The initial assessment of this newspaper, published in the days following last Sunday's parliamentary elections, is that among the clear losers of the vote sits, unambiguously, Nikos Christodoulidis. That conclusion is openly and emphatically rejected by the presidency. Yet the president himself offered an early signal on election night, when he expressed regret that "by a few votes, it is a shame that parties like EDEK and DIPA were left out," referring to two of the three parties that participate in his governing arrangement. The remark was not made out of democratic sensitivity. Had it been, he would have also lamented the failure of Volt and the Hunters, which received roughly the same vote share as his allied parties. He spoke only to get ahead of a damaging impression: that two of his three coalition partners had been shut out of parliament. In the days that followed, presidential associates insisted on "discretion" in assessing the results. But both the posture of the executive and the statements that have filtered out make the Palace's deep anxiety about what comes next unmistakable.
Early days, but the ground has shifted
The outcome of a parliamentary election does not predetermine the course of any rivalry, let alone a presidential race in 2028. What it does do is shape the political terrain on which Nikos Christodoulidis will have to operate for the next two years, and it directly affects his prospects for re-election. The parliamentary elections did not simply record the balance of party forces in the new legislature. They functioned as a political barometer, measuring the stability of the current government, the equilibrium of the party system, and the durability of the alliance that brought Christodoulidis to power in 2023.

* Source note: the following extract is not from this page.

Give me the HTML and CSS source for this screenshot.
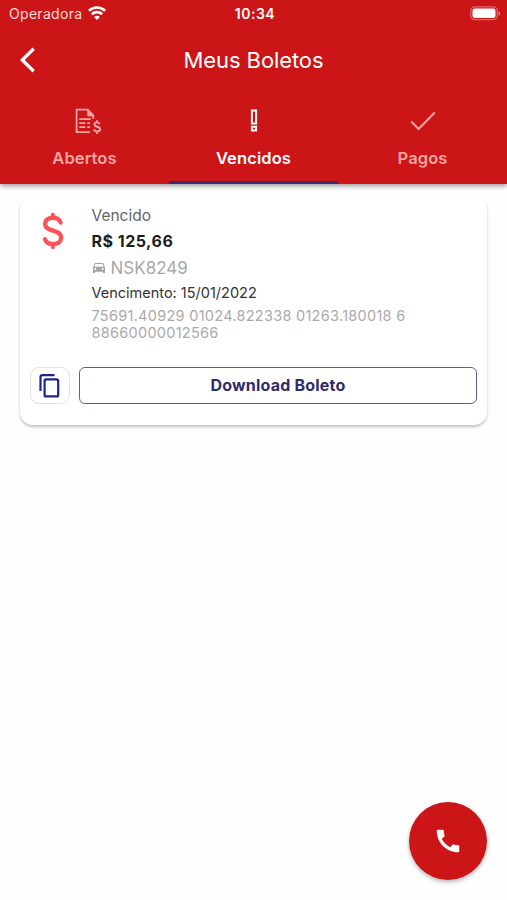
FILE: index.html
```html
<!DOCTYPE html>
<html lang="pt-BR">
<head>
<meta charset="utf-8">
<title>Meus Boletos</title>
<link rel="stylesheet" href="styles.css">
</head>
<body>
<header class="header">
  <div class="status">
    <div class="carrier"><span class="carrier-name">Operadora</span>
      <svg class="wifi" width="18" height="14" viewBox="0 0 18 14" fill="none" stroke="#fff" stroke-width="2.6"><path d="M.9 4.8a11.7 11.7 0 0 1 16.2 0M3.8 8.200a7.500 7.500 0 0 1 10.400 0"/><path d="M9 14 6.100 11a4 4 0 0 1 5.800 0z" fill="#fff" stroke="none"/></svg>
    </div>
    <span class="clock">10:34</span>
    <svg class="battery" width="31" height="15" viewBox="0 0 31 15"><rect x=".8" y=".8" width="26.4" height="12.9" rx="4" fill="none" stroke="#e06a6d" stroke-width="1.2"/><rect x="2.5" y="2.5" width="23" height="9.5" rx="2.3" fill="#fff"/><path d="M28.5 5v4.7q1.7-.7 1.7-2.3T28.5 5z" fill="#e98285"/></svg>
  </div>
  <div class="appbar">
    <svg class="back" width="18" height="26" viewBox="0 0 18 26" fill="none" stroke="#fff" stroke-width="3.3"><path d="M14.7 1.8 3.3 13l11.4 11.2"/></svg>
    <h1 class="title">Meus Boletos</h1>
  </div>
  <nav class="tabs">
    <a class="tab">
      <svg width="28" height="28" viewBox="-3.300 -.9 28 28" fill="none" stroke="currentColor" stroke-width="1.8"><path d="M15.500 24.200H2.300V1.800h11.200l5.500 6v3"/><path d="M13.500 2v6h5.500z" fill="currentColor" stroke-width="1"/><path d="M5 11.200h11.500M5 15.200h6M13 15.200h2.800M5 19.200h6M13 19.200h2.800"/><path d="M25.300 16.200c-.4-1.200-1.200-1.700-2.500-1.700-1.500 0-2.600.8-2.600 2.100 0 3.100 5.600 1.400 5.600 4.700 0 1.500-1.200 2.300-3 2.300-1.700 0-2.800-.8-3.100-2.200M22.800 12.300v2.200M22.800 23.600v2.500" stroke-width="1.9"/></svg>
      <span>Abertos</span>
    </a>
    <a class="tab active">
      <svg width="28" height="28" viewBox="0 0 28 28" fill="none" stroke="currentColor" stroke-width="2"><path d="M11.900 3.500h4.200v13h-4.200zM11.900 19.700h4.200v3.700h-4.200z"/></svg>
      <span>Vencidos</span>
    </a>
    <a class="tab">
      <svg width="28" height="28" viewBox="0 0 28 28" fill="none" stroke="currentColor" stroke-width="2.1"><path d="m2.2 14.5 7.4 7.6L25.8 5.5"/></svg>
      <span>Pagos</span>
    </a>
  </nav>
</header>
<main class="list">
  <article class="card">
    <div class="summary">
      <svg class="dollar" width="24" height="40" viewBox="-.6 0 25.600 40" preserveAspectRatio="none" fill="none" stroke="#ff5256" stroke-width="4.4" stroke-linecap="round"><path d="M20.3 11.4C18.9 8.3 16 6.8 12.1 6.8c-4.900 0-8.300 2.200-8.300 6.100 0 8.600 17 4.600 17 13.700 0 4.100-3.400 6.500-8.600 6.500-4.300 0-7.400-1.700-8.700-4.900M12 3.900v2.800M12 33.200v2.700"/></svg>
      <div class="details">
        <div class="state">Vencido</div>
        <div class="amount">R$ 125,66</div>
        <div class="vehicle"><svg width="12" height="10" viewBox="3 5 18 16" preserveAspectRatio="none" fill="#a4a4a4"><path d="M18.920 6.010C18.720 5.420 18.160 5 17.500 5h-11c-.66 0-1.210.42-1.420 1.010L3 12v8c0 .55.45 1 1 1h1c.55 0 1-.45 1-1v-1h12v1c0 .55.45 1 1 1h1c.55 0 1-.45 1-1v-8l-2.080-5.990zM6.500 16a1.500 1.500 0 1 1 0-3 1.500 1.500 0 0 1 0 3zm11 0a1.500 1.500 0 1 1 0-3 1.500 1.500 0 0 1 0 3zM5 11l1.500-4.500h11L19 11H5z" fill-rule="evenodd"/></svg><span>NSK8249</span></div>
        <div class="due">Vencimento: 15/01/2022</div>
        <div class="barcode">75691.40929 01024.822338 01263.180018 6<br>88660000012566</div>
      </div>
    </div>
    <div class="actions">
      <button class="copy" aria-label="Copiar"><svg width="24" height="26" viewBox="0 0 24 26" fill="none" stroke="#1c2490" stroke-width="2.2"><path d="M2.500 18V4.200q0-2 2-2h12"/><rect x="6.600" y="6.400" width="13.600" height="17" rx="1.500"/></svg></button>
      <button class="download">Download Boleto</button>
    </div>
  </article>
</main>
<button class="call" aria-label="Ligar"><svg width="30" height="30" viewBox="0 0 24 24" fill="#fff"><path d="M20.010 15.380c-1.230 0-2.420-.2-3.530-.56a.977.977 0 0 0-1.010.24l-1.570 1.970c-2.830-1.350-5.480-3.900-6.890-6.830l1.950-1.660c.27-.28.350-.67.240-1.020-.37-1.110-.56-2.300-.56-3.530 0-.54-.45-.99-.99-.99H4.190C3.650 3 3 3.240 3 3.990 3 13.280 10.730 21 20.010 21c.71 0 .99-.63.99-1.180v-3.450c0-.54-.45-.99-.99-.99z"/></svg></button>
</body>
</html>
```
FILE: styles.css
```css
* { box-sizing: border-box; }
body {
  margin: 0;
  min-height: 900px;
  background: #fefefe;
  font-family: Inter, "Liberation Sans", sans-serif;
}
button { padding: 0; font: inherit; }
svg { display: block; flex: none; overflow: visible; }
.header {
  position: relative;
  height: 184px;
  background: #cb1517;
  color: #fff;
  box-shadow: 0 2px 5px rgba(0, 0, 0, .4);
}
.status {
  display: grid;
  grid-template-columns: 1fr auto 1fr;
  align-items: center;
  height: 28px;
  padding: 0 6px 2px 9px;
}
.carrier { display: flex; align-items: center; gap: 6px; }
.carrier-name { font-size: 14px; letter-spacing: .3px; color: #fbdcdc; }
.wifi { margin-top: -1px; }
.clock { font-size: 14px; font-weight: 600; letter-spacing: .5px; }
.battery { justify-self: end; }
.appbar {
  display: grid;
  grid-template-columns: 18px 1fr 18px;
  align-items: center;
  height: 64px;
  padding: 0 19px;
}
.title { margin: 0; text-align: center; font-size: 22px; font-weight: 400; letter-spacing: -.1px; }
.tabs { display: grid; grid-template-columns: repeat(3, 1fr); height: 92px; }
.tab {
  display: flex;
  flex-direction: column;
  align-items: center;
  padding-top: 15px;
  gap: 13px;
  color: #f5a5a5;
  font-size: 16.500px;
  line-height: 20px;
  font-weight: 600;
  letter-spacing: .1px;
}
.tab.active { color: #fff; border-bottom: 3px solid #3a2b72; }
.list { padding: 12px 20px; }
.card {
  height: 229px;
  padding: 8px 10px 0;
  border-radius: 13px;
  background: #fff;
  box-shadow: 0 2px 3px rgba(0, 0, 0, .24);
}
.summary { display: flex; gap: 27px; height: 163px; padding-left: 11px; }
.dollar { margin-top: 7px; }
.details { margin-left: -.5px; white-space: nowrap; }
.state { height: 24px; font-size: 15.500px; line-height: 24px; color: #666; }
.amount { height: 27px; font-size: 16px; line-height: 27px; font-weight: 700; letter-spacing: .5px; color: #1d1d1d; }
.vehicle { display: flex; align-items: center; gap: 6px; height: 26px; padding-left: 1px; font-size: 17px; color: #a8a8a8; }
.due { height: 24px; font-size: 14.500px; line-height: 23px; color: #333; }
.barcode { padding-top: 2px; font-size: 14.500px; line-height: 17px; letter-spacing: .28px; color: #aaa; }
.actions { display: flex; gap: 9px; }
.copy {
  display: grid;
  place-items: center;
  width: 40px;
  height: 37px;
  border: 1px solid #e2e2e5;
  border-radius: 9px;
  background: #fff;
}
.download {
  flex: 1;
  height: 37px;
  padding-bottom: 2px;
  border: 1.500px solid #625b98;
  border-radius: 6px;
  background: #fff;
  color: #302b6b;
  font-size: 16px;
  font-weight: 700;
  letter-spacing: .2px;
}
.call {
  position: fixed;
  right: 20px;
  bottom: 20px;
  display: grid;
  place-items: center;
  width: 78px;
  height: 78px;
  border: 0;
  border-radius: 50%;
  background: #cb1517;
  box-shadow: 0 2px 4px rgba(0, 0, 0, .3);
}
```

Christodoulidis was elected three years ago not as the candidate of a large, unified party machine but through his own independent candidacy, backed by DIKO and a coalition of smaller centrist forces, what is commonly called the "intermediate space," combined with significant defections from DISY. He also enjoyed direct support from ELAM, the far-right party, in the second round.
Today, the picture has changed substantially. The parties that backed him appear weakened and face serious questions of political survival. The combined electoral weight of the centrist coalition has contracted sharply compared with 2021 and 2023, both in parliamentary seats and in broader public support. This is not merely an arithmetical loss; it reflects the political erosion of the president's allies. Of the original coalition, only DIKO managed to survive, albeit diminished. In short, the political base on which Christodoulidis was elected to power in 2023 has been undermined and, crucially, short-circuited.
The balance of power has changed
At the same time, DISY emerges from the elections with markedly renewed confidence. Despite the internal turbulence that followed its 2023 defeat and loss of power, DISY not only maintained strong vote shares but confirmed its position as the most powerful party machine on the island. Its first-place finish is not just an electoral success; it is a political rehabilitation after a period of introversion that had followed its presidential defeat.
This development fundamentally alters the landscape ahead of 2028. The presidential palace had calculated that a significant DISY collapse, as the polls had suggested was possible, would create conditions for a leadership challenge within the party and perhaps open the door to a future political rapprochement with Christodoulidis. That rapprochement was envisioned not as a repeat of the rebellious defections that had pushed DISY members toward Christodoulidis in 2023, but as an institutional consequence of a possible DISY defeat.
The presidential strategy of persistent penetration into DISY's ranks, whether through individuals or through political positioning, has not produced the expected results. On the contrary, it appears to have deepened suspicion of Christodoulidis within the traditional right and contributed to the consolidation of the party's ranks. A DISY that emerges strong will find it very difficult to yield to any internal pressure to drift toward the patterns that had encouraged its recent introversion.
The elephant returns
The psychology of the party is shifting perceptibly. From a defensive posture after 2023, DISY is moving toward one of active competition for power. Under current conditions, any prospect of political coexistence between DISY and the sitting president looks near impossible.
And yet the elephant in the room, former president Nikos Anastasiades, has reappeared, suddenly advocating that Nikos Christodoulidis be regarded as someone who emerged from the heart of DISY. "Nikos Christodoulidis comes from the bowels of the movement," Anastasiades said. "His philosophy, therefore, does not differ from that of DISY. At some point, bitterness must be overcome, emotions transcended, and with prudence we must conduct ourselves politically in a way that, if and when the collective bodies continue to see constructive opposition as the right path, it is pursued in a manner that is beneficial."
Anastasiades continues to position himself as the informal leader of the right-wing camp, attempting to pre-empt discussions that would inevitably lead to a party candidacy for the presidency. In a television interview on ANT1 just 24 hours after the elections, he said: "What takes precedence is... not ambitions, but a measured and very prudent management of the result and of the prospect. That is, not to be led, for the sake of personal ambitions, into adventures. And of course one has the right to compete, and of course one has the right to deliberate..."
Party circles consider this intervention characteristic of the former president's approach, and suggest the statement alone could trigger a new cycle of internal division within DISY. For now, it has been met by the party leadership with near-complete silence, and silence, in this context, speaks clearly enough.